Even a Rust Progress Bar Can Become a Reliability Problem

While building CommitGuard, I realized something interesting:

---

even a simple CLI progress percentage can become dangerous under very large workloads.

At first I had the classic calculation:

let percentage =
(current_items * 100) / total_items;

Looks harmless.

And for many projects, it probably is.

But CommitGuard is designed for huge repositories, fuzzing workloads, and long-running scans.

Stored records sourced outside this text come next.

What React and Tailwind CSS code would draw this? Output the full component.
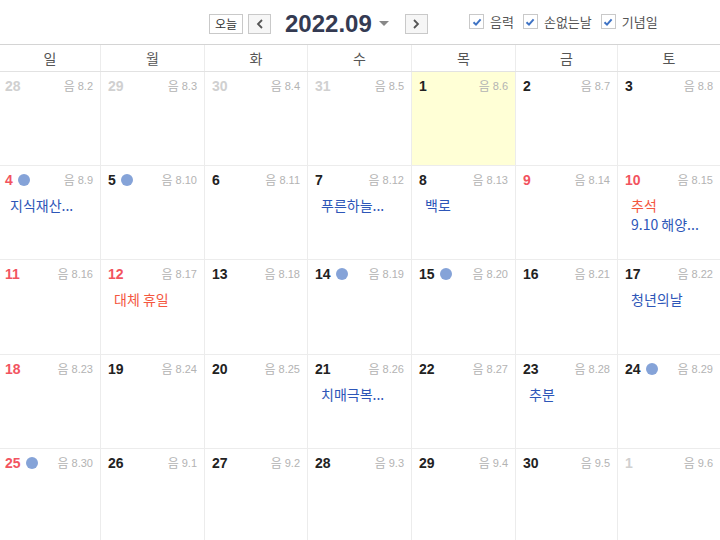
import React from "react";

const FONT = { fontFamily: '"Liberation Sans", "Noto Sans CJK KR", sans-serif' };
const KR = { fontFamily: '"Noto Sans CJK KR", "Liberation Sans", sans-serif' };

const weeks = [
  [
    { d: 28, l: "8.2", o: true },
    { d: 29, l: "8.3", o: true },
    { d: 30, l: "8.4", o: true },
    { d: 31, l: "8.5", o: true },
    { d: 1, l: "8.6", today: true },
    { d: 2, l: "8.7" },
    { d: 3, l: "8.8" },
  ],
  [
    { d: 4, l: "8.9", red: true, dot: true, ev: [["지식재산...", "b"]] },
    { d: 5, l: "8.10", dot: true },
    { d: 6, l: "8.11" },
    { d: 7, l: "8.12", ev: [["푸른하늘...", "b"]] },
    { d: 8, l: "8.13", ev: [["백로", "b"]] },
    { d: 9, l: "8.14", red: true },
    { d: 10, l: "8.15", red: true, ev: [["추석", "r"], ["9.10 해양...", "b"]] },
  ],
  [
    { d: 11, l: "8.16", red: true },
    { d: 12, l: "8.17", red: true, ev: [["대체 휴일", "r"]] },
    { d: 13, l: "8.18" },
    { d: 14, l: "8.19", dot: true },
    { d: 15, l: "8.20", dot: true },
    { d: 16, l: "8.21" },
    { d: 17, l: "8.22", ev: [["청년의날", "b"]] },
  ],
  [
    { d: 18, l: "8.23", red: true },
    { d: 19, l: "8.24" },
    { d: 20, l: "8.25" },
    { d: 21, l: "8.26", ev: [["치매극복...", "b"]] },
    { d: 22, l: "8.27" },
    { d: 23, l: "8.28", ev: [["추분", "b"]] },
    { d: 24, l: "8.29", dot: true },
  ],
  [
    { d: 25, l: "8.30", red: true, dot: true },
    { d: 26, l: "9.1" },
    { d: 27, l: "9.2" },
    { d: 28, l: "9.3" },
    { d: 29, l: "9.4" },
    { d: 30, l: "9.5" },
    { d: 1, l: "9.6", o: true },
  ],
];

const rowH = ["h-[94px]", "h-[94px]", "h-[95px]", "h-[94px]", "h-[95px]"];

const days = ["일", "월", "화", "수", "목", "금", "토"];
const COLS = "grid grid-cols-[101px_104px_103px_104px_104px_102px_102px]";

function Check({ label }) {
  return (
    <label className="flex items-center gap-[6px] text-[13px] text-[#555]" style={KR}>
      <span className="w-[15px] h-[15px] border border-[#c9c9c9] bg-white flex items-center justify-center">
        <svg width="10" height="10" viewBox="0 0 10 10">
          <path d="M1.5 5.2 L4 7.6 L8.6 2.4" fill="none" stroke="#3f73c4" strokeWidth="2" />
        </svg>
      </span>
      {label}
    </label>
  );
}

function Cell({ c, col, h }) {
  const numColor = c.o ? "text-[#d0d0d0]" : c.red ? "text-[#f2545f]" : "text-[#222]";
  return (
    <div
      className={`${h} border-r border-b border-[#ececec] last:border-r-0 ${
        c.today ? "bg-[#ffffd6] border-[#e7e6c3]" : "bg-white"
      } ${col === 0 ? "pl-[5px]" : "pl-[7px]"} pr-[7px] pt-[6px]`}
    >
      <div className="flex items-center h-[16px]">
        <span className={`text-[14px] font-bold leading-none ${numColor}`} style={FONT}>
          {c.d}
        </span>
        {c.dot && <span className="ml-[5px] w-[12px] h-[12px] rounded-full bg-[#85a3d8]" />}
        <span className="ml-auto flex items-center gap-[3px] text-[#b3b3b3]">
          <span className="text-[12px] leading-none" style={KR}>음</span>
          <span className="text-[11px] leading-none" style={FONT}>{c.l}</span>
        </span>
      </div>
      {c.ev && (
        <div className={`mt-[8px] ${col === 0 ? "pl-[5px]" : "pl-[6px]"} flex flex-col`}>
          {c.ev.map(([t, k], i) => (
            <span
              key={i}
              className={`text-[14px] leading-[19px] whitespace-nowrap ${
                k === "r" ? "text-[#f4573f]" : "text-[#2d56b8]"
              }`}
              style={KR}
            >
              {t}
            </span>
          ))}
        </div>
      )}
    </div>
  );
}

export default function App() {
  return (
    <div className="w-[720px] h-[540px] overflow-hidden bg-white" style={FONT}>
      <div className="h-[44px] flex items-center relative">
        <div className="absolute left-[209px] top-[12px] flex items-center">
          <button className="h-[20px] w-[34px] border border-[#c9c9c9] bg-white text-[12px] text-[#333] flex items-center justify-center" style={KR}>
            오늘
          </button>
          <button className="ml-[5px] h-[20px] w-[23px] border border-[#c9c9c9] bg-[#f6f6f6] flex items-center justify-center">
            <svg width="8" height="10" viewBox="0 0 8 10">
              <path d="M6 1 L2 5 L6 9" fill="none" stroke="#555" strokeWidth="1.8" />
            </svg>
          </button>
          <span className="ml-[14px] text-[24px] font-bold text-[#343a52] leading-none" style={FONT}>
            2022.09
          </span>
          <svg className="ml-[7px]" width="10" height="6" viewBox="0 0 10 6">
            <path d="M0 0 L10 0 L5 5 Z" fill="#888" />
          </svg>
          <button className="ml-[16px] h-[20px] w-[23px] border border-[#c9c9c9] bg-[#f6f6f6] flex items-center justify-center">
            <svg width="8" height="10" viewBox="0 0 8 10">
              <path d="M2 1 L6 5 L2 9" fill="none" stroke="#555" strokeWidth="1.8" />
            </svg>
          </button>
        </div>
        <div className="absolute left-[469px] top-[12px] flex items-center gap-[9px]">
          <Check label="음력" />
          <Check label="손없는날" />
          <Check label="기념일" />
        </div>
      </div>
      <div className={`${COLS} border-t border-[#d4d4d4] border-b border-b-[#e2e2e2] h-[28px]`}>
        {days.map((d) => (
          <div
            key={d}
            className="border-r border-[#ececec] last:border-r-0 flex items-center justify-center text-[14px] text-[#555]"
            style={KR}
          >
            {d}
          </div>
        ))}
      </div>
      {weeks.map((w, i) => (
        <div key={i} className={COLS}>
          {w.map((c, j) => (
            <Cell key={j} c={c} col={j} h={rowH[i]} />
          ))}
        </div>
      ))}
    </div>
  );
}
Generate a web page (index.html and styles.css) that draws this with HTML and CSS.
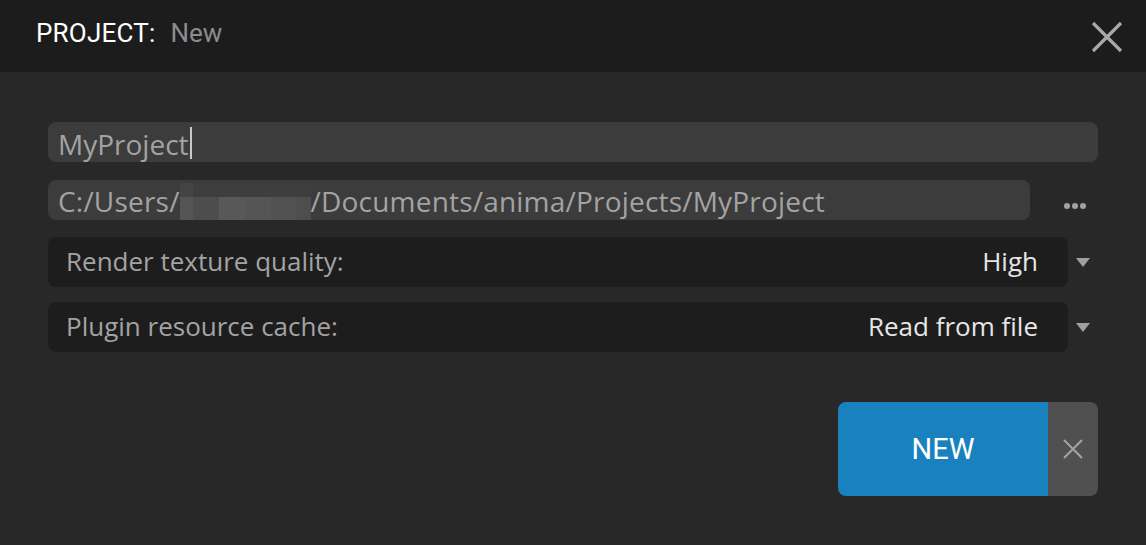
FILE: index.html
```html
<!DOCTYPE html>
<html>
<head>
<meta charset="utf-8">
<link rel="stylesheet" href="styles.css">
</head>
<body>
<div class="dialog">
  <div class="header">
    <div class="title"><span class="t-label">PROJECT:</span><span class="t-name">New</span></div>
    <svg class="close" width="34" height="34" viewBox="0 0 34 34"><path d="M3 3L31 31M31 3L3 31" stroke="#a9a9a9" stroke-width="3.2" fill="none"/></svg>
  </div>
  <div class="body">
    <div class="row r1">
      <div class="input full"><span class="val">MyProject</span><span class="cursor"></span></div>
    </div>
    <div class="row r2">
      <div class="input path"><span class="val">C:/Users/</span><span class="blur"><span class="b b1"></span><span class="b b2"></span><span class="b b3"></span><span class="b b4"></span><span class="b b5"></span><span class="b b6"></span></span><span class="val">/Documents/anima/Projects/MyProject</span></div>
      <div class="more"><span class="dot"></span><span class="dot"></span><span class="dot"></span></div>
    </div>
    <div class="row r3">
      <div class="select"><span class="lbl">Render texture quality:</span><span class="sv">High</span></div>
      <div class="arrow"></div>
    </div>
    <div class="row r4">
      <div class="select"><span class="lbl">Plugin resource cache:</span><span class="sv">Read from file</span></div>
      <div class="arrow"></div>
    </div>
    <div class="actions">
      <div class="btn">
        <div class="btn-main">NEW</div>
        <div class="btn-x"><svg width="20" height="20" viewBox="0 0 20 20"><path d="M1 1L19 19M19 1L1 19" stroke="#a3a3a3" stroke-width="2" fill="none"/></svg></div>
      </div>
    </div>
  </div>
</div>
</body>
</html>
```
FILE: styles.css
```css
* { box-sizing: border-box; }
html, body { margin: 0; padding: 0; }
body { width: 1146px; height: 545px; background: #282828; font-family: "Open Sans", "Noto Sans", sans-serif; overflow: hidden; }
.dialog { display: flex; flex-direction: column; height: 545px; }
.header { height: 72px; flex: none; background: #1c1c1c; display: flex; align-items: center; justify-content: space-between; padding: 0 22px 0 36px; }
.title { font-family: Roboto, "Liberation Sans", sans-serif; font-size: 26px; display: flex; gap: 15px; margin-top: -7px; }
.t-label { color: #ffffff; letter-spacing: 0.2px; }
.t-name { color: #8c8c8c; }
.close { margin-top: 2px; }
.body { padding: 50px 48px 0 48px; display: flex; flex-direction: column; }
.row { display: flex; align-items: center; }
.r2 { margin-top: 18px; height: 40px; }
.r3 { margin-top: 17px; }
.r4 { margin-top: 15px; }
.input { height: 40px; background: #3c3c3c; border-radius: 8px; display: flex; align-items: center; padding-left: 10px; color: #a3a3a3; font-size: 28px; white-space: nowrap; overflow: hidden; }
.full { width: 1050px; }
.path { width: 982px; }
.path .val { margin-top: 1px; letter-spacing: 0.2px; }
.cursor { width: 2px; height: 32px; background: #c8c8c8; margin-left: 1px; margin-top: 2px; }
.val { line-height: 40px; margin-top: 3px; }
.blur { display: flex; flex: none; width: 131px; height: 37px; margin-top: 3px; background: #3e3e3e; }
.b { display: block; height: 23px; margin-top: 14px; }
.b1 { width: 13px; height: 37px; margin-top: 0; background: linear-gradient(#444444 0 14px, #555555 14px); }
.b2 { width: 26px; background: #4d4d4d; }
.b3 { width: 26px; background: #585858; }
.b4 { width: 26px; background: #555555; }
.b5 { width: 25px; background: #525252; }
.b6 { width: 15px; background: #4e4e4e; }
.more { display: flex; gap: 2px; margin-left: 34px; margin-top: 12px; }
.dot { width: 6px; height: 6px; border-radius: 50%; background: #a3a3a3; }
.select { width: 1020px; height: 50px; background: #1d1d1d; border-radius: 8px; display: flex; align-items: center; justify-content: space-between; padding: 0 30px 3px 18px; font-size: 26px; }
.lbl { color: #a3a3a3; }
.sv { color: #e6e6e6; }
.arrow { width: 0; height: 0; border-left: 7.5px solid transparent; border-right: 7.5px solid transparent; border-top: 9px solid #a0a0a0; margin-left: 8px; }
.actions { display: flex; justify-content: flex-end; margin-top: 50px; }
.btn { display: flex; width: 260px; height: 94px; border-radius: 8px; overflow: hidden; }
.btn-main { width: 210px; background: #1982be; color: #ffffff; font-family: Roboto, "Liberation Sans", sans-serif; font-size: 29px; display: flex; align-items: center; justify-content: center; }
.btn-x { width: 50px; background: #505050; display: flex; align-items: center; justify-content: center; }
```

That forced me to think more carefully about integer arithmetic and long-term reliability.

The Overflow Problem

The dangerous part is this:

current_items * 100

If "current_items" becomes large enough, multiplication overflows before division even happens.

In Rust:

• Debug builds panic.
• Release builds wrap around.

That means your progress percentage may silently become incorrect while the program keeps running.

The code compiles perfectly.
But correctness is already gone.

Checked Arithmetic

In low-level and defensive systems, I strongly prefer explicit arithmetic checks.

Something like this:

let scaled =
current_items.checked_mul(100);

match scaled {
Some(value) => {
let percentage =
value / total_items;
}
None => {
// overflow detected
}
}

Why?

Because "checked_*" makes overflow visible instead of hiding it.

For long-term systems, silent corruption is usually worse than explicit failure.

Saturating Arithmetic

Another possible approach is saturating arithmetic:

let percentage =
current_items
.saturating_mul(100)
/ total_items;

This avoids crashes and prevents wraparound behavior.

However, saturation may still produce incorrect logical results once values hit the numeric limit.

So while it is safer than wrapping arithmetic, it is not always mathematically accurate.

Widening Arithmetic

For the progress calculation itself, I ended up widening the arithmetic:

let percentage = if total_items == 0 {
100
} else {
(
(current_items as u128 * 100)
/ total_items as u128
) as usize
};

Using "u128" here makes overflow practically impossible for realistic workloads while keeping the implementation allocation-free and extremely lightweight.

This was a good balance between correctness, simplicity, and hot-path performance.

Why I Avoided Heavy Progress Libraries

While profiling CommitGuard, I noticed many progress implementations rely on:

• background threads
• shared state
• "Arc>"
• heap allocations
• constant terminal writes

For normal CLI tools, this is usually fine.

But for high-frequency scanning loops, tiny overheads accumulate very quickly.

Especially when progress updates happen millions of times.

So I kept the implementation intentionally simple:

• no heap allocations
• no background workers
• no synchronization overhead
• no hidden allocations in the hot path

I also throttle terminal updates to around every 250ms instead of constantly redrawing the screen.

That alone significantly reduces terminal I/O overhead.

Small Math Becomes Systems Engineering

One thing Rust keeps teaching me is this:

there is no such thing as “just simple code” in long-term systems.

A tiny arithmetic assumption can eventually become:

• a panic
• corrupted state
• invalid metrics
• undefined behavior
• performance degradation

Especially under fuzzing or massive workloads.

The code may compile.
The tests may pass.
But systems programming starts where edge cases begin.
And honestly, that is one of the reasons I enjoy Rust so much.